There has been some conflict in the community recently, about what people desire or want to get from what they do, and I have come to put my opinion out there, by telling you why I became a writer, why I do what I do.
I began writing when I was younger, as a result of the stories and scenarios I would make up in my head, stemming from a passion for reading. I wanted to be just like the authors that I read from, like the characters I read about, strong, confident in what I was doing, and it became something that I loved to do, and I still do, even today, when I have been informed several times that it isn’t a real job or that it wouldn’t be a decent, well-paying job that could pay my bills, and while that may be true, it isn’t going to stop me.
Every time I write, I learn something. That’s the main purpose of why I write, to grow and to change through the words that I slip onto the page.
Something I have learned as a writer, is that sometimes your best ideas come at random, when you least expect it, and that is why I love it so much. The premise that all of these beautiful beginnings of ideas blooming from a random fleeting thought could occur is completely fascinating to me and it has been ever since I started to really think about my writing.

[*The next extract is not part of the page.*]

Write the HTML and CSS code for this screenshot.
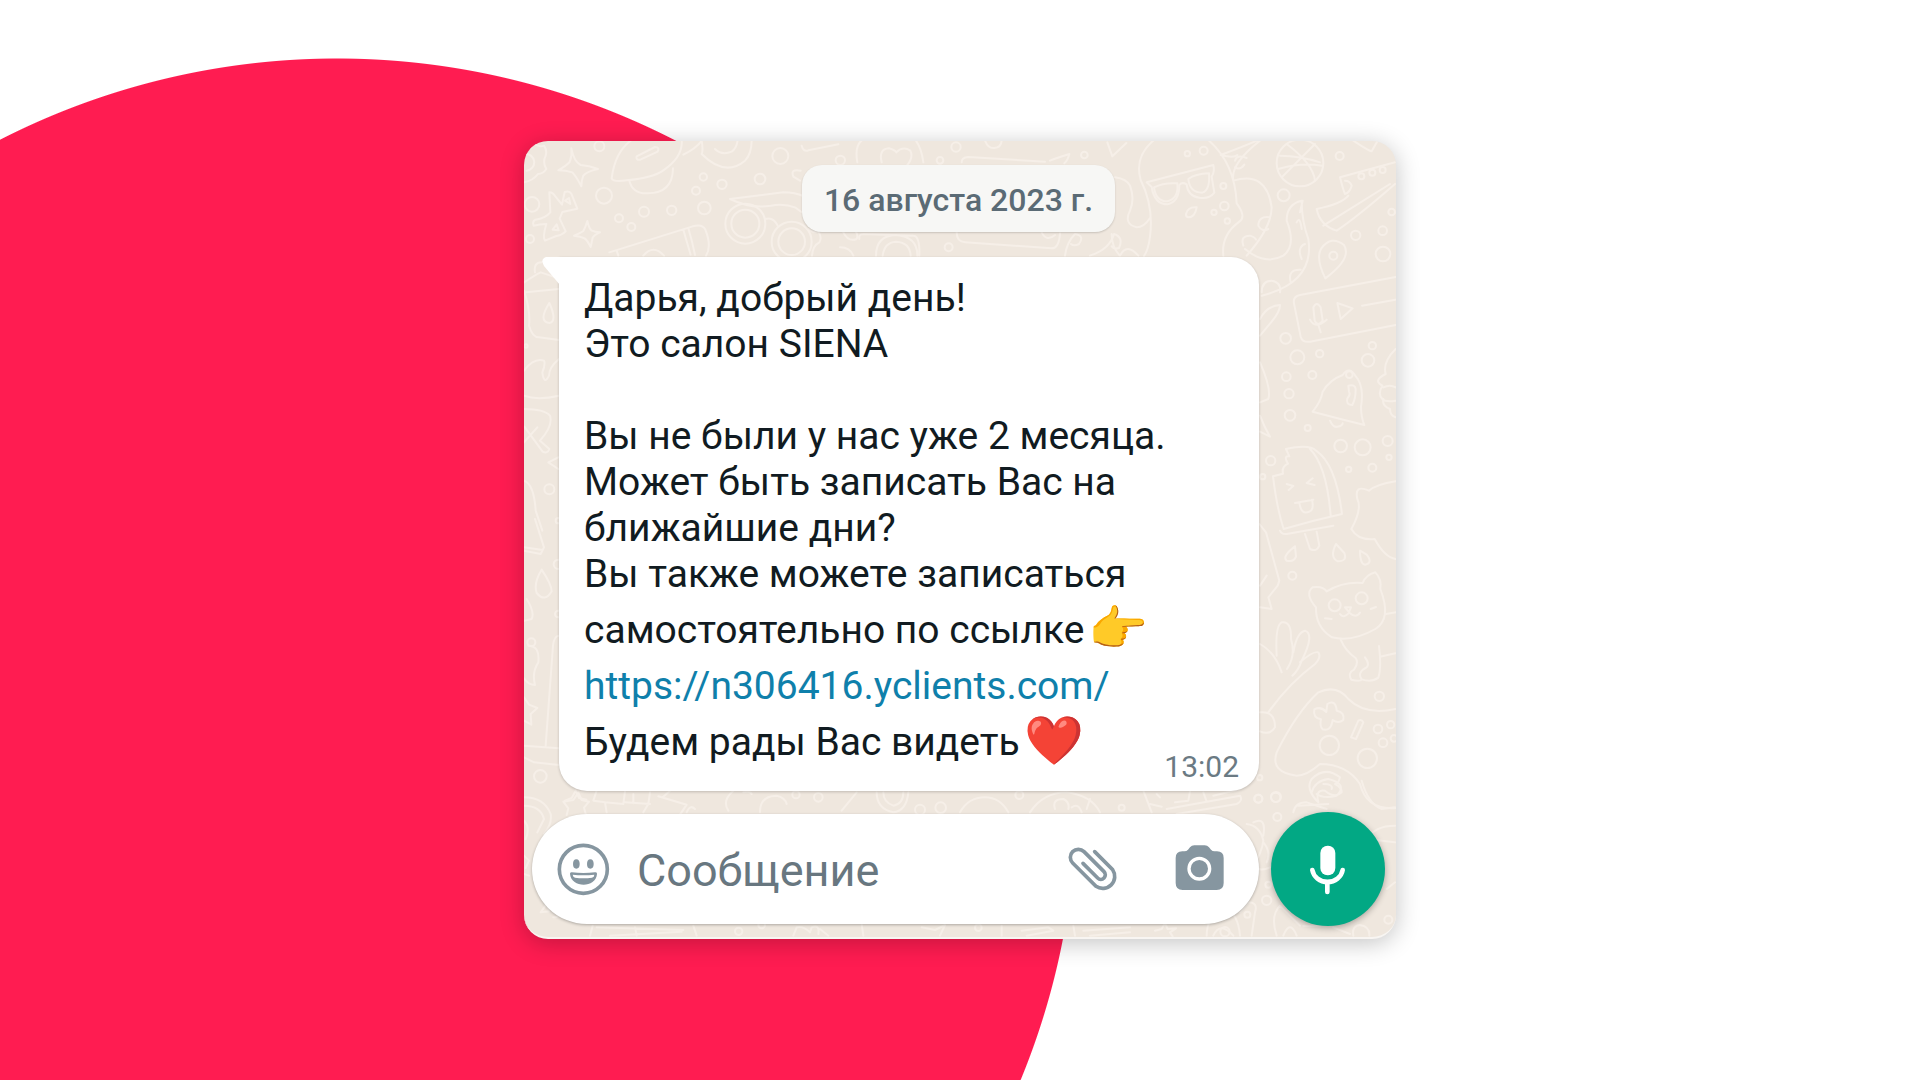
FILE: index.html
```html
<!DOCTYPE html>
<html lang="ru">

<head>
    <meta charset="utf-8">
    <meta name="viewport" content="width=device-width, initial-scale=1.0">
    <title>Сообщение от салона SIENA</title>
    <link rel="stylesheet" href="styles.css">
</head>

<body>
    <main class="chat">
        <!-- wallpaper doodles -->
        <svg class="wallpaper" viewBox="0 0 2616 2394" preserveAspectRatio="xMidYMid slice" aria-hidden="true">
            <!-- top left -->
            <g transform="translate(-42 -33)">
                <path d="M42 70q20-10 30-25q15 10 30 5q10 15 5 30q-10 20 2 40q-10 15-25 15q-15 20-42 25M45 75a22 22 0 0 1 5 50" />
                <path d="M184 58q8 40 28 50q25 2 52 12q-35 8-44 20q-6 15-6 32q-15-30-27-42q-20-6-42-6q25-15 34-25q8-20 5-41z" />
                <path d="M232 276q5 22 12 28q10 5 26 6q-18 8-22 16l-6 28q-10-20-18-26q-12-6-32-8q20-8 28-14q6-10 12-30z" />
                <path d="M118 190q10 0 18 12l20 25l8-38q15-4 20 5q8 20 18 45l-45 10l-8 20l18 38q-12 12-28 14l-34 14q-8-10 4-50q-20 0-38 5q-5-12 5-18q30-4 45-22z" />
                <path d="M165 215l12-8l4 18zM128 302l12-16l6 18z" />
                <path d="M305 148q10-80 60-115M305 148q5 12 45 6q80-8 110-30q60-40 55-92M380 82l55-28q15 0 8 14l-52 24q-14 2-11-10z" />
                <path d="M358 155q10 40 55 38q75 0 76-75M575 35q-15 22-55 42M575 35q5 30 0 40q70 70 130 20q20-20 20-62M615 60q20 20 50 8q15-10 18-35" />
                <path d="M660 210l160-20q70 0 105 48q5 22-8 28q-30-5-60-30q-35-14-75-6q-60 10-122-20z" />
                <circle cx="706" cy="284" r="60" /><circle cx="706" cy="284" r="42" />
                <circle cx="845" cy="338" r="60" /><circle cx="845" cy="338" r="40" />
                <path d="M765 270q25-8 38 20M895 300q20 15 28 5q15 20 5 35q-20 10-22 40" />
                <path d="M298 370l250-78q30-8 38 10q20 50 2 78M520 302q10 35 22 75M535 298q12 40 20 80M320 365l5 15M400 380q30-35 62 0" />
                <path d="M990 355q30 0 40 25M1000 310q15 30 40 20q5-10-2-22M1048 330q-2-15 12-15l150 5q20 0 18 60M1098 380q0-60 60-62q65 5 64 62M1118 380q5-40 40-42q42 2 44 42" />
                <path d="M1042 100q-10-55 20-70M1115 100q-10-40 22-42q18 5 22 12q20-20 42-5q10 20-10 45M1240 100q-5-40-22-65M875 50q5 20 20 14l90-18M870 155l-20-12q-10-25 22-18" />
                <circle cx="268" cy="52" r="15" /><circle cx="282" cy="200" r="24" /><circle cx="66" cy="226" r="22" /><circle cx="60" cy="330" r="12" />
                <circle cx="327" cy="268" r="12" /><circle cx="364" cy="294" r="12" /><circle cx="402" cy="248" r="15" /><circle cx="485" cy="244" r="14" />
                <circle cx="558" cy="185" r="12" /><circle cx="580" cy="144" r="11" /><circle cx="636" cy="166" r="14" /><circle cx="583" cy="237" r="19" />
                <circle cx="750" cy="150" r="16" /><circle cx="811" cy="81" r="24" /><circle cx="991" cy="94" r="14" /><circle cx="1290" cy="94" r="10" /><circle cx="1316" cy="355" r="12" />
            </g>
            <!-- top right -->
            <g transform="translate(1278 -33)">
                <circle cx="18" cy="54" r="14" /><circle cx="403" cy="78" r="10" /><circle cx="761" cy="65" r="12" /><circle cx="712" cy="74" r="8" />
                <path d="M35 100q0-15 20-16l230 14M300 95q18-8 58-20q-5 20-15 28M105 35q10 25 28 22q22-2 22-24M472 40l15 42l42-40M20 310q0 28 25 30l260 18q22 0 25-45M275 310q15 30 40 8" />
                <path d="M495 145q35 5 45 25q15 40 0 75q-20 40 20 50q22 0 40-28M612 33q-60 50-40 120q40 80 28 170q-5 40-18 58" />
                <path d="M345 380q5-40 30-65q30 5 12 30q-15 8-24 0M420 380q60-20 72-65q30 10 15 42q-15 5-22-5M485 315q0 40 25 65q20-40 55 0" />
                <path d="M590 160l200-52q5 20-5 35l8 48q-15 20-45 15q-35-5-38-40q-14-8-22 2q0 50-35 58q-40 0-48-52z" />
                <path d="M612 175q30-15 70-12q5 45-30 54q-35 0-40-42zM715 150q20-15 62-17q4 50-20 58q-38 0-42-41z" />
                <path d="M775 33q80 70 85 190q30 40 8 55q-55 40-48 102M812 78q80-30 120-48M812 78q40 10 50 0M930 35q-90 70-80 120q100-30 115 80q0 60-75 145" />
                <path d="M855 95q5-20 35-8M855 115q15 10 28-8M925 290q0-30 35-25M925 290q10 20 30 10M880 350q-10-30 20-30q15 5 18 12" />
                <path d="M885 360q60 50 115 20q40-30 10-105q0-50 45-60q0 60 20 115q20 130-140 170M1058 215q-5 20-8 35M1040 280q10-20 15 20M1065 345q-25 10-10 45M1022 460q-10-40 30-38M935 490q0-35 30-35q30 5 25 35" />
                <circle cx="1050" cy="102" r="70" />
                <path d="M1010 45q80 60 85 110M990 80q60 0 120 20M1095 45q-60 60-100 100M985 120q70-20 130-10" />
                <path d="M1170 145l165-45M1170 145q10 40 15 50q15-5 20-25q-5-15-20-15M1195 200q-20 25-95 40q10 50 60 65q60-40 175-140M1120 290l200-125M1210 35q45 30 55 32l18-32" />
                <circle cx="1234" cy="142" r="9" /><circle cx="1267" cy="131" r="9" /><circle cx="1298" cy="123" r="9" />
                <path d="M708 255q5-22 32-20q-5 30-25 30q-8-2-7-10z" />
                <circle cx="823" cy="231" r="13" /><circle cx="792" cy="250" r="8" /><circle cx="820" cy="171" r="9" /><circle cx="832" cy="276" r="8" />
                <circle cx="1001" cy="199" r="18" /><circle cx="1169" cy="81" r="12" /><circle cx="1217" cy="319" r="14" /><circle cx="1298" cy="305" r="13" /><circle cx="1325" cy="249" r="10" />
            </g>
            <!-- right side -->
            <g transform="translate(2178 327)">
                <circle cx="250" cy="20" r="12" /><circle cx="399" cy="15" r="22" />
                <path d="M226 88q-30-60-12-90q30-40 68-10q25 40-56 100z" />
                <path d="M437 84L150 138q-22 5-18 25l20 100q5 18 28 15l257-50M336 170l100-18M262 162l10 48l36-32zM190 175q10-20 22 0l6 40q-14 20-24 0zM180 212q15 30 50 0M206 230l6 20" />
                <path d="M30 210q20-40 60-42q0 20-25 50l-35 42M30 340q35 80 25 110l-25 10M30 500l15 35l15 28l-30-15" />
                <path d="M188 488q25-30 30-60q20-35 60-50q20-30 40 5q25 30 15 90q0 30 10 55q-80-20-155-40zM240 515q10 22 22 18q15-2 16-10M295 410q20-5 22 10q0 30-10 48q-20 0-15-20q10-10 5-20z" />
                <circle cx="298" cy="377" r="10" />
                <path d="M437 300q-40 40-30 75q-40 20-10 35q-15 25 0 40q10 10 40 5M400 415q20-10 37 0M400 450q-5 20 20 30q0 20 17 25" />
                <path d="M108 600q70-15 90 5q60 40 78 190q-90 20-175 45q-20-60-32-158l30-8q-5-20 15-30q-15-25 4-22zM180 600q50 50 62 200M110 705l20 6l-14 12M188 688l-18 14l24 6M135 762l55-10M148 760q5 40 30 28q15-5 8-36" />
                <path d="M437 697q-60 10-80 28q-45-20-35 25q15 30-18 90q20 35 70 30q30 55 63 60M90 845q5 12 20 10l140-25M165 855q10 30 15 45q20 10 28-10l-8-42" />
                <circle cx="107" cy="268" r="16" /><circle cx="142" cy="325" r="21" /><circle cx="209" cy="314" r="11" /><circle cx="367" cy="290" r="11" /><circle cx="354" cy="334" r="19" />
                <circle cx="109" cy="383" r="13" /><circle cx="187" cy="378" r="12" /><circle cx="117" cy="434" r="14" /><circle cx="120" cy="499" r="16" /><circle cx="173" cy="537" r="9" />
                <circle cx="272" cy="591" r="19" /><circle cx="338" cy="595" r="24" /><circle cx="413" cy="576" r="15" /><circle cx="296" cy="661" r="8" /><circle cx="367" cy="656" r="12" /><circle cx="417" cy="625" r="8" /><circle cx="62" cy="635" r="14" /><circle cx="38" cy="683" r="8" />
            </g>
            <g transform="translate(2178 1137)">
                <path d="M28 15l20 25l40 145l-5 15l-28 35l10 35l-35-5M30 200l20-30" />
                <path d="M135 82q-40 30-25 43q22 5 28-12zM258 75q-20 40 5 52q30 0 20-25zM330 95q0 40 15 42q25-5 5-30z" />
                <circle cx="127" cy="170" r="12" />
                <path d="M198 265q-35-40-10-60q30-5 42 12q50-30 108-25q10-25 38-32q20 20 15 50q35 90-15 120q-70 40-130 25q-50-30-48-90z" />
                <circle cx="254" cy="259" r="18" /><circle cx="335" cy="238" r="18" />
                <path d="M285 265l18 0l-6 14zM270 285q10 15 28-4q20 18 32 0M225 298l20 2M362 270l16-6" />
                <path d="M272 362q15 35 45 55q10 15-5 35q-20 10-8 30q20 5 28 2M345 415q15 20 5 30q-30 15-15 36q30 10 50-5q10-30 2-95M390 413l46-10M408 285l30-5" />
                <path d="M95 460q-20-60-65-85M80 410q-5-90 15-100q30-5 28 50q15 50-12 90M130 400q10-60 35-65q30 10-10 90q-10 30-28 45M150 430q40-35 55-30q10 15-10 35q-80 60-140 145M30 580q45-5 45 45q-15 25-45 12" />
                <path d="M80 700q60-120 125-180q55-25 90 20q50 50 141 30M80 700q-20 60 60 70q30 0 70-35q80 0 120 60q20 80 110 72" />
                <path d="M232 555q25-15 28 20q25 5 20 28q-15 12-32 0q-5 35-30 28q-10-10-5-30q-25-5-20-30q20-10 36 8zM303 655l22-50q10-5 15 5l-22 50z" />
                <circle cx="238" cy="679" r="29" /><circle cx="352" cy="718" r="29" /><circle cx="388" cy="532" r="14" /><circle cx="384" cy="630" r="13" /><circle cx="399" cy="671" r="13" /><circle cx="422" cy="617" r="11" /><circle cx="432" cy="658" r="10" />
                <path d="M205 850q-40-40-20-70q40-40 85-5q-5 20-15 20q20 10 20 25q-20 20-50-5q-30-5-20 35" />
                <circle cx="29" cy="776" r="8" /><circle cx="25" cy="839" r="12" /><circle cx="77" cy="835" r="14" />
            </g>
            <!-- left side -->
            <g transform="translate(-42 297)">
                <path d="M42 130q30-20 50-30l45 15M75 100q-5-30 20-30M48 160l98-10M42 155q20 60 15 105q10 35 30 35l60 8M118 192q-35 55 0 60q25-5 0-60zM42 395q30-40 60-30q5 10-5 35q5 40 20 10q0-25 30-50M42 470q40 15 105 0M42 510q60 0 78 20q10 30-30 75l28 25q-5 15-20 8l-55-75M42 610l40-45M145 655l-30 15l30 20M42 725q30 10 35 90q10 30 20 60" />
                <circle cx="118" cy="751" r="15" /><circle cx="145" cy="845" r="8" /><circle cx="48" cy="321" r="5" />
            </g>
            <g transform="translate(-42 1137)">
                <path d="M42 95l50 10l10-20L75 0M42 85l56 8M95 152q-25 40-15 70q25 30 45-5q0-20-30-65zM50 240q25 40 15 60l-23 5M55 380q35 0 30 50q-20 30-10 68q-20 0-33-20M42 535l15 22l25 10l-20 18l2 32l-22-12M147 350q-15 0-18 30l-22 300M42 680l105 8M42 715l30 15l75 8M165 845l20-8l12-22l10 22l22 5" />
                <circle cx="64" cy="370" r="12" /><circle cx="91" cy="772" r="19" /><circle cx="145" cy="136" r="14" /><circle cx="145" cy="285" r="10" />
            </g>
            <!-- bottom -->
            <g transform="translate(-42 1917)">
                <path d="M42 55q60 0 80 50q5 30-20 60M42 80q50 0 60 40l-20 40M42 125q20 20 5 55" />
                <path d="M160 68l30-5l15-22l10 22l22 5l-15 18l5 18M160 68l15 20l-5 20M260 35l-10 30l35 5l5 30M285 70l55 5l5-38M345 70l75 5M420 40l-5 35l-15 25M370 45v28M445 52l85 25l-30 45M480 35l-20 18M530 100q10-25 25-10" />
                <path d="M670 35q-35 30-15 60M700 40q20-5 25 5M750 100q0-50 50-50q25 5 30 25M1040 40l-45 55M1100 40q0 50 50 60q40-5 45-60M1120 40q0 30 30 40q30-5 30-40M42 230l15 15l-10 22M42 285l15 5M92 400l20-28l5 25zM130 415q20 0 20-20" />
                <circle cx="858" cy="47" r="11" /><circle cx="925" cy="55" r="13" /><circle cx="1230" cy="92" r="15" /><circle cx="1292" cy="86" r="16" />
                <path d="M240 470l8-30M260 445l260 8M300 470l215-12M380 470l-5-25M560 470l-10-30M850 470l10-25q20-5 40 15l5-15q25-10 20 20M930 450l25 20M1055 435l5 35M1235 445l40 8l30-15l-15 32" />
                <circle cx="686" cy="457" r="11" /><circle cx="755" cy="438" r="10" />
            </g>
            <g transform="translate(1278 1917)">
                <path d="M30 100q25-45 75-45q45 0 70 45M240 100q40-60 110-60q75 10 100 60M315 90q-10-30 25-30q20 10 15 30M365 85q20-15 30 15M420 60l-10 30M580 35l25 65M600 75l35 8M620 45l10 10M650 90l220-40q10 15-10 25l-180 30M675 70l40-5l5-28M760 40l10 28M790 50l80-20" />
                <path d="M1085 40q10-35 50-40q60 15 25 50q-40 10-60-5M1120 15q30 0 25 15M1235 5q20 70 60 85l40-5M1030 100q5-30 40-30l60 20M1045 80l90-5M910 130q40-20 30 40M890 135q40 5 50 50q-5 40-30 70M940 190q25 30 10 60M900 260q30 20 60 5M1335 140q-60 0-85 40l85 10" />
                <circle cx="208" cy="48" r="12" /><circle cx="515" cy="86" r="9" /><circle cx="925" cy="59" r="12" /><circle cx="978" cy="54" r="15" /><circle cx="982" cy="114" r="12" /><circle cx="955" cy="317" r="9" /><circle cx="950" cy="364" r="14" />
                <path d="M155 470v-30M215 455l80-10l15 10l-80 15M375 470l-5-30M400 455l140-10M420 470l120-10M615 455l20-5l10-18l8 18l25-2l-18 12l8 12M770 470q0-60 55-85q40 20 45 85M790 470q20-45 60 0M870 400l25-30q30 0 20 30l-10 70M980 470q-20-60 10-90q30 30 60 60M1000 470q20-50 40 0M1060 440q60 5 100-10M1150 445l50 20M1210 470q-5-30 20-32q30 5 28 32M1310 330l25-20" />
                <circle cx="85" cy="446" r="10" /><circle cx="825" cy="458" r="14" /><circle cx="892" cy="407" r="9" /><circle cx="1315" cy="422" r="12" />
            </g>
        </svg>

        <time class="date" datetime="2023-08-16">16 августа 2023 г.</time>

        <article class="message">
            <svg class="tail" viewBox="0 0 18 28" aria-hidden="true">
                <path d="M18 0H4Q-2 2 2 9L18 28z" />
            </svg>
            <p>
                Дарья, добрый день!<br>
                Это салон SIENA<br>
                <br>
                Вы не были у нас уже 2 месяца.<br>
                Может быть записать Вас на<br>
                ближайшие дни?<br>
                Вы также можете записаться
            </p>
            <p class="tall">
                самостоятельно по ссылке<span class="emoji">👉</span><br>
                <a href="https://n306416.yclients.com/">https://n306416.yclients.com/</a>
            </p>
            <div class="last-row">
                <p class="tall">Будем рады Вас видеть<span class="emoji">❤️</span></p>
                <time class="sent" datetime="13:02">13:02</time>
            </div>
        </article>

        <form class="composer">
            <div class="field">
                <button type="button" class="icon" aria-label="Эмодзи">
                    <svg viewBox="140 185 165 165">
                        <circle class="ring" cx="222" cy="267" r="72" />
                        <ellipse cx="201" cy="251" rx="10" ry="14" />
                        <ellipse cx="243" cy="251" rx="10" ry="14" />
                        <path d="M182 281Q181 275 188 276Q222 280 257 276Q264 275 263 281C260 324 186 324 182 281z" />
                        <path class="teeth" d="M190 283Q222 287 255 283Q255 290 248 292Q222 296 197 292Q191 290 190 283z" />
                    </svg>
                </button>
                <input type="text" id="message" placeholder="Сообщение" aria-label="Сообщение">
                <button type="button" class="icon" aria-label="Прикрепить файл">
                    <svg viewBox="345 185 165 165">
                        <path class="clip" d="M434 214L488 268A36 36 0 0 1 438 318L368 248A24 24 0 0 1 402 214L462 274A13 13 0 0 1 443 293L399 249" />
                    </svg>
                </button>
                <button type="button" class="icon camera" aria-label="Камера">
                    <svg viewBox="667 185 165 165">
                        <path d="M698 213H704Q711 213 715 208L721 201Q726 195 734 195H765Q773 195 778 201L784 208Q788 213 795 213H802Q822 213 822 233V308Q822 329 801 329H699Q678 329 678 308V233Q678 213 698 213z" />
                        <circle class="lens" cx="749" cy="265" r="31" />
                    </svg>
                </button>
            </div>
            <button type="button" class="mic" aria-label="Голосовое сообщение">
                <svg viewBox="963 96 342 342">
                    <rect x="1111" y="197" width="45" height="89" rx="22" />
                    <path d="M1087 270A46 42 0 0 0 1178 270M1132 312V336" />
                </svg>
            </button>
        </form>
    </main>
</body>

</html>
```
FILE: styles.css
```css
* {
    box-sizing: border-box;
}

/* big red circle behind the chat */
body {
    display: grid;
    place-items: center;
    min-height: 100vh;
    margin: 0;
    background: #fff radial-gradient(circle at 337px 798px, #ff1c51 739px, #fff 740px) no-repeat;
    font-family: Roboto, "Noto Sans", sans-serif;
    color: #111b21;
}

.chat {
    position: relative;
    display: flex;
    flex-direction: column;
    width: 100%;
    max-width: 872px;
    padding: 24px 11px 11px 8px;
    border-bottom: 2px solid #f8f5f2;
    border-radius: 24px;
    overflow: hidden;
    background: #efe7de;
    box-shadow: 0 4px 24px rgba(0, 0, 0, 0.24);
}

.wallpaper {
    position: absolute;
    top: 0;
    left: 0;
    width: 100%;
    height: 100%;
    fill: none;
    stroke: #f6efe8;
    stroke-width: 6;
    stroke-linecap: round;
    stroke-linejoin: round;
}

.date {
    position: relative;
    align-self: center;
    padding: 3px 22px 0;
    border-radius: 20px;
    background: #f7f7f5;
    box-shadow: 0 1px 2px rgba(0, 0, 0, 0.16);
    font-size: 32px;
    font-weight: 500;
    line-height: 64px;
    color: #5b6b75;
}

.message {
    position: relative;
    margin: 25px 126px 21px 27px;
    padding: 18px 20px 7px 25px;
    border-radius: 0 28px 28px 28px;
    background: #fff;
    box-shadow: 0 1px 3px rgba(0, 0, 0, 0.2);
    font-size: 39px;
    line-height: 46px;
}

.tail {
    position: absolute;
    top: 0;
    left: -17px;
    width: 18px;
    height: 28px;
    fill: #fff;
}

.message p {
    margin: 0;
}

.message .tall {
    line-height: 56px;
}

.message p + .tall {
    margin-top: 5px;
}

.message a {
    color: #0f80ab;
    text-decoration: none;
}

.emoji {
    margin-left: 4px;
    font-size: 48px;
    line-height: 1;
    vertical-align: -2px;
}

.last-row {
    display: flex;
    justify-content: space-between;
    align-items: flex-end;
}

.last-row .tall {
    padding-bottom: 14px;
}

.sent {
    font-size: 30px;
    line-height: 34px;
    color: #6b7a83;
}

.composer {
    position: relative;
    display: flex;
    align-items: center;
    gap: 12px;
}

.field {
    display: flex;
    flex: 1;
    align-items: center;
    min-width: 0;
    height: 110px;
    padding: 0 32px 0 24px;
    border-radius: 55px;
    background: #fff;
    box-shadow: 0 1px 3px rgba(0, 0, 0, 0.28);
}

.field input {
    flex: 1;
    min-width: 0;
    margin: 0 24px 0 26px;
    padding: 4px 0 0;
    border: 0;
    outline: 0;
    background: none;
    font: 45px/56px Roboto, "Noto Sans", sans-serif;
    color: #111b21;
}

.field input::placeholder {
    color: #687780;
    opacity: 1;
}

button {
    flex: none;
    padding: 0;
    border: 0;
    background: none;
    cursor: pointer;
}

button svg {
    display: block;
    width: 100%;
}

.icon {
    width: 55px;
    height: 55px;
    fill: #8696a0;
}

.camera {
    margin-left: 52px;
}

.ring,
.clip {
    fill: none;
    stroke: #8696a0;
    stroke-width: 11;
    stroke-linecap: round;
}

.teeth {
    fill: #fff;
}

.lens {
    fill: none;
    stroke: #fff;
    stroke-width: 10;
}

.mic {
    width: 114px;
    height: 114px;
    border-radius: 50%;
    background: #02a884;
    box-shadow: 0 2px 6px rgba(0, 0, 0, 0.3);
    fill: #fff;
}

.mic path {
    fill: none;
    stroke: #fff;
    stroke-width: 14;
    stroke-linecap: round;
}
```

Sometimes, when people don't like what I have to write, I admit that I do get self-conscious, I wonder what the point is, and then I remember why I started. I didn't start writing to please others, I did it for myself, for the prospect of a world that could be changed simply by words, to make some sort of difference, and of course, to try to be heard. I don't write in order to have people love it, because there are some people who might not agree or don't like what I have to say, but that will never make it any less important to me.
There is strength in my words, and so much passion for what I do, and just because someone thinks that I do it for reasons other than the ones I hold right now, does not mean that I’m going to quit. Quitting means that they have successfully stifled my voice, and I will not let that happen. I have control over what I say and do, no one else.
So, if someone were to ask me why I write despite what everyone says or does to try to stop me, I’ll tell them to look at my fellow creators, at the support system I have, at all of the opinions I have compiled into articles for other people to view. I will tell them that I have one voice and that I fully intend to share it. I have to accept and respect that not everyone will like it, but to also pay more attention to those that do. My writing is one of the best defenses I have, one of my most powerful assets, and I am proud of it. I'm proud that I am able to create a plethora of words, and that I can spread it.
I also write because of the emotions produced as a result, the anger, the laughter, the utter happiness that could come of it all. And I continue to because I want to give people the chance to know that no matter what, a voice matters, that I think the issues people face matter and overall, that writing does matter. It may not be a “proper” career, or necessarily a key to an Ivy League school but it is mine, it will always be mine. It gives me a purpose, a plan, and it makes me happy, and in the end, that's what should truly count.